Conclusão: A Burocracia como Defensora de uma Sociedade de Regras e Prioridades
Chegamos, assim, ao cerne da questão. O problema em Angola não é a existência da burocracia, mas a sua disfunção. A nossa luta não deve ser para eliminar as regras, mas para as modernizar, simplificar e torná-las eficientes. A herança colonial deixou-nos o pior dos dois mundos: o formalismo excessivo sem a eficiência, e a rigidez sem a imparcialidade total.
A burocracia, no seu sentido mais nobre, é absolutamente crucial porque é o alicerce de uma sociedade de regras e prioridades. Sem ela, regressaríamos à lei do mais forte, onde o capricho individual se sobreporia ao interesse coletivo, e onde não haveria transparência nem accountability na gestão da coisa pública. As regras, por mais incómodas que possam parecer, são a nossa defesa coletiva contra o caos, o arbítrio e a injustiça.
O desafio que se coloca a Angola, portanto, não é burocracia versus ausência de burocracia. É burocracia disfuncional versus burocracia inteligente. É a transição de uma burocracia de controlo, herdeira do passado, para uma burocracia de serviço, orientada para o cidadão. Isto passa pela desmaterialização de processos, pela simplificação legislativa, pela formação ética dos funcionários e pela implementação de uma cultura de avaliação de resultados.

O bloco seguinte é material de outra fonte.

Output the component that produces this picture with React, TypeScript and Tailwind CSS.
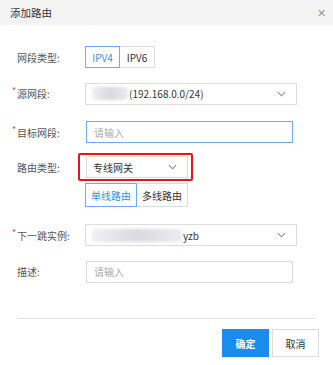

Em última análise, uma burocracia moderna e eficiente não é inimiga do desenvolvimento; é a sua guardiã. Ela assegura que os recursos são aplicados conforme as prioridades nacionais definidas, que os direitos dos cidadãos são protegidos por regras claras e que o progresso do país assenta em bases sólidas e previsíveis, e não na volatilidade de interesses pessoais. Corrigir o rumo da nossa administração pública é, pois, um dos empreendimentos mais urgentes e nobres para a construção da Angola que todos almejamos: próspera, justa e verdadeiramente soberana.